┏━━

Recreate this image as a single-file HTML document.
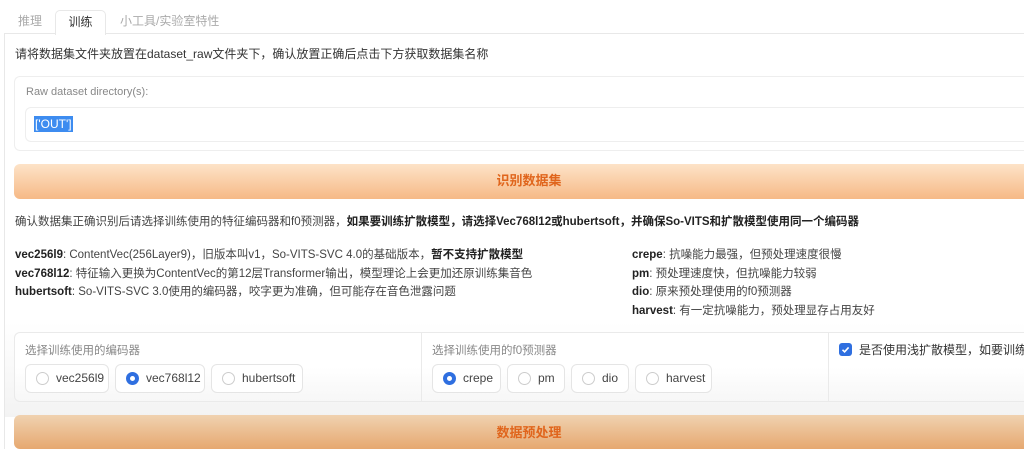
<!DOCTYPE html>
<html><head><meta charset="utf-8"><style>
*,*:before,*:after{box-sizing:border-box;margin:0;padding:0}
html,body{width:1024px;height:449px;overflow:hidden}
body{background:#fff;font-family:"Liberation Sans","Noto Sans CJK SC",sans-serif;color:#333;font-size:12px}
#w{position:relative;width:1024px;height:449px;overflow:hidden}
.a{position:absolute;white-space:nowrap}
.tab{position:absolute;top:10px;height:24px;line-height:22px;font-size:12px;color:#aaa}
.btn{position:absolute;left:14px;width:1010px;border-radius:6px 0 0 6px;background:linear-gradient(#fde3c8,#f6b986);color:#e0651c;font-weight:bold;font-size:13px;text-align:center;line-height:34px;padding-left:20px}
.radio{position:absolute;top:364px;height:29px;border:1px solid #e5e5e5;border-radius:6px;background:#fff;font-size:12px;line-height:27px;color:#444;padding-left:30px}
.radio:before{content:"";position:absolute;left:10px;top:7px;width:13px;height:13px;border:1px solid #ccc;border-radius:50%;background:#fff}
.radio.on:before{border:4px solid #2f6fe0}
b{color:#222}
</style></head><body><div id="w">
<div class="tab" style="left:18px">推理</div>
<div class="a" style="left:55px;top:10px;width:51px;height:25px;border:1px solid #e8e8e8;border-bottom:none;border-radius:5px 5px 0 0;background:#fff;text-align:center;line-height:22px;color:#333;font-size:12px;z-index:2">训练</div>
<div class="tab" style="left:120px">小工具/实验室特性</div>
<div class="a" style="left:4px;top:33px;width:1020px;height:416px;border-left:1px solid #e8e8e8;border-top:1px solid #e8e8e8"></div>
<div class="a" style="left:15px;top:45px;font-size:12px;color:#333">请将数据集文件夹放置在dataset_raw文件夹下，确认放置正确后点击下方获取数据集名称</div>
<div class="a" style="left:14px;top:76px;width:1010px;height:75px;border:1px solid #eee;border-right:none;border-radius:6px 0 0 6px;background:#fff"></div>
<div class="a" style="left:26px;top:86px;font-size:11px;color:#888">Raw dataset directory(s):</div>
<div class="a" style="left:25px;top:107px;width:999px;height:35px;border:1px solid #eee;border-right:none;border-radius:6px 0 0 6px;background:#fff"></div>
<div class="a" style="left:34px;top:116px;background:#3d8cf0;color:#fff;font-size:12px;padding:0 1px;line-height:16px">['OUT']</div>
<div class="btn" style="top:164px;height:35px">识别数据集</div>
<div class="a" style="left:15px;top:213px;font-size:11.5px;color:#444">确认数据集正确识别后请选择训练使用的特征编码器和f0预测器，<b>如果要训练扩散模型，请选择Vec768l12或hubertsoft，并确保So-VITS和扩散模型使用同一个编码器</b></div>
<div class="a" style="left:15px;top:246px;font-size:11.5px;color:#444;line-height:18.5px"><b>vec256l9</b>: ContentVec(256Layer9)，旧版本叫v1，So-VITS-SVC 4.0的基础版本，<b>暂不支持扩散模型</b><br><b>vec768l12</b>: 特征输入更换为ContentVec的第12层Transformer输出，模型理论上会更加还原训练集音色<br><b>hubertsoft</b>: So-VITS-SVC 3.0使用的编码器，咬字更为准确，但可能存在音色泄露问题</div>
<div class="a" style="left:632px;top:246px;font-size:11.5px;color:#444;line-height:18.5px"><b>crepe</b>: 抗噪能力最强，但预处理速度很慢<br><b>pm</b>: 预处理速度快，但抗噪能力较弱<br><b>dio</b>: 原来预处理使用的f0预测器<br><b>harvest</b>: 有一定抗噪能力，预处理显存占用友好</div>
<div class="a" style="left:5px;top:322px;width:1019px;height:95px;background:linear-gradient(#fff,#f3f3f3)"></div>
<div class="a" style="left:14px;top:332px;width:1010px;height:70px;border:1px solid #eaeaea;border-right:none;border-radius:6px 0 0 6px;background:linear-gradient(#fff 50%,#f7f7f7)"></div>
<div class="a" style="left:421px;top:333px;width:1px;height:68px;background:#eaeaea"></div>
<div class="a" style="left:828px;top:333px;width:1px;height:68px;background:#eaeaea"></div>
<div class="a" style="left:25px;top:342px;font-size:11.5px;color:#888">选择训练使用的编码器</div>
<div class="a" style="left:432px;top:342px;font-size:11.5px;color:#888">选择训练使用的f0预测器</div>
<div class="radio" style="left:25px;width:84px">vec256l9</div>
<div class="radio on" style="left:115px;width:90px">vec768l12</div>
<div class="radio" style="left:211px;width:92px">hubertsoft</div>
<div class="radio on" style="left:432px;width:69px">crepe</div>
<div class="radio" style="left:507px;width:58px">pm</div>
<div class="radio" style="left:571px;width:58px">dio</div>
<div class="radio" style="left:635px;width:77px">harvest</div>
<div class="a" style="left:839px;top:343px;width:13px;height:13px;border-radius:3px;background:#2f6fe0"><svg width="13" height="13" viewBox="0 0 13 13" style="display:block"><path d="M3.5 6.8 L5.6 8.8 L9.6 4.4" stroke="#fff" stroke-width="1.6" fill="none"/></svg></div>
<div class="a" style="left:859px;top:341px;width:165px;overflow:hidden;font-size:12px;color:#333">是否使用浅扩散模型，如要训练浅扩散模型请勾选</div>
<div class="btn" style="top:415px;height:34px;line-height:36px;background:linear-gradient(#f0d2b0,#e6a870)">数据预处理</div>
</div></body></html>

┗━━

**What you should do**
In your copy, leave out the pictures and reproduce the material above exactly.

**Exercise response**
Recreate this image as a single-file HTML document.
<!DOCTYPE html>
<html><head><meta charset="utf-8"><style>
*,*:before,*:after{box-sizing:border-box;margin:0;padding:0}
html,body{width:1024px;height:449px;overflow:hidden}
body{background:#fff;font-family:"Liberation Sans","Noto Sans CJK SC",sans-serif;color:#333;font-size:12px}
#w{position:relative;width:1024px;height:449px;overflow:hidden}
.a{position:absolute;white-space:nowrap}
.tab{position:absolute;top:10px;height:24px;line-height:22px;font-size:12px;color:#aaa}
.btn{position:absolute;left:14px;width:1010px;border-radius:6px 0 0 6px;background:linear-gradient(#fde3c8,#f6b986);color:#e0651c;font-weight:bold;font-size:13px;text-align:center;line-height:34px;padding-left:20px}
.radio{position:absolute;top:364px;height:29px;border:1px solid #e5e5e5;border-radius:6px;background:#fff;font-size:12px;line-height:27px;color:#444;padding-left:30px}
.radio:before{content:"";position:absolute;left:10px;top:7px;width:13px;height:13px;border:1px solid #ccc;border-radius:50%;background:#fff}
.radio.on:before{border:4px solid #2f6fe0}
b{color:#222}
</style></head><body><div id="w">
<div class="tab" style="left:18px">推理</div>
<div class="a" style="left:55px;top:10px;width:51px;height:25px;border:1px solid #e8e8e8;border-bottom:none;border-radius:5px 5px 0 0;background:#fff;text-align:center;line-height:22px;color:#333;font-size:12px;z-index:2">训练</div>
<div class="tab" style="left:120px">小工具/实验室特性</div>
<div class="a" style="left:4px;top:33px;width:1020px;height:416px;border-left:1px solid #e8e8e8;border-top:1px solid #e8e8e8"></div>
<div class="a" style="left:15px;top:45px;font-size:12px;color:#333">请将数据集文件夹放置在dataset_raw文件夹下，确认放置正确后点击下方获取数据集名称</div>
<div class="a" style="left:14px;top:76px;width:1010px;height:75px;border:1px solid #eee;border-right:none;border-radius:6px 0 0 6px;background:#fff"></div>
<div class="a" style="left:26px;top:86px;font-size:11px;color:#888">Raw dataset directory(s):</div>
<div class="a" style="left:25px;top:107px;width:999px;height:35px;border:1px solid #eee;border-right:none;border-radius:6px 0 0 6px;background:#fff"></div>
<div class="a" style="left:34px;top:116px;background:#3d8cf0;color:#fff;font-size:12px;padding:0 1px;line-height:16px">['OUT']</div>
<div class="btn" style="top:164px;height:35px">识别数据集</div>
<div class="a" style="left:15px;top:213px;font-size:11.5px;color:#444">确认数据集正确识别后请选择训练使用的特征编码器和f0预测器，<b>如果要训练扩散模型，请选择Vec768l12或hubertsoft，并确保So-VITS和扩散模型使用同一个编码器</b></div>
<div class="a" style="left:15px;top:246px;font-size:11.5px;color:#444;line-height:18.5px"><b>vec256l9</b>: ContentVec(256Layer9)，旧版本叫v1，So-VITS-SVC 4.0的基础版本，<b>暂不支持扩散模型</b><br><b>vec768l12</b>: 特征输入更换为ContentVec的第12层Transformer输出，模型理论上会更加还原训练集音色<br><b>hubertsoft</b>: So-VITS-SVC 3.0使用的编码器，咬字更为准确，但可能存在音色泄露问题</div>
<div class="a" style="left:632px;top:246px;font-size:11.5px;color:#444;line-height:18.5px"><b>crepe</b>: 抗噪能力最强，但预处理速度很慢<br><b>pm</b>: 预处理速度快，但抗噪能力较弱<br><b>dio</b>: 原来预处理使用的f0预测器<br><b>harvest</b>: 有一定抗噪能力，预处理显存占用友好</div>
<div class="a" style="left:5px;top:322px;width:1019px;height:95px;background:linear-gradient(#fff,#f3f3f3)"></div>
<div class="a" style="left:14px;top:332px;width:1010px;height:70px;border:1px solid #eaeaea;border-right:none;border-radius:6px 0 0 6px;background:linear-gradient(#fff 50%,#f7f7f7)"></div>
<div class="a" style="left:421px;top:333px;width:1px;height:68px;background:#eaeaea"></div>
<div class="a" style="left:828px;top:333px;width:1px;height:68px;background:#eaeaea"></div>
<div class="a" style="left:25px;top:342px;font-size:11.5px;color:#888">选择训练使用的编码器</div>
<div class="a" style="left:432px;top:342px;font-size:11.5px;color:#888">选择训练使用的f0预测器</div>
<div class="radio" style="left:25px;width:84px">vec256l9</div>
<div class="radio on" style="left:115px;width:90px">vec768l12</div>
<div class="radio" style="left:211px;width:92px">hubertsoft</div>
<div class="radio on" style="left:432px;width:69px">crepe</div>
<div class="radio" style="left:507px;width:58px">pm</div>
<div class="radio" style="left:571px;width:58px">dio</div>
<div class="radio" style="left:635px;width:77px">harvest</div>
<div class="a" style="left:839px;top:343px;width:13px;height:13px;border-radius:3px;background:#2f6fe0"><svg width="13" height="13" viewBox="0 0 13 13" style="display:block"><path d="M3.5 6.8 L5.6 8.8 L9.6 4.4" stroke="#fff" stroke-width="1.6" fill="none"/></svg></div>
<div class="a" style="left:859px;top:341px;width:165px;overflow:hidden;font-size:12px;color:#333">是否使用浅扩散模型，如要训练浅扩散模型请勾选</div>
<div class="btn" style="top:415px;height:34px;line-height:36px;background:linear-gradient(#f0d2b0,#e6a870)">数据预处理</div>
</div></body></html>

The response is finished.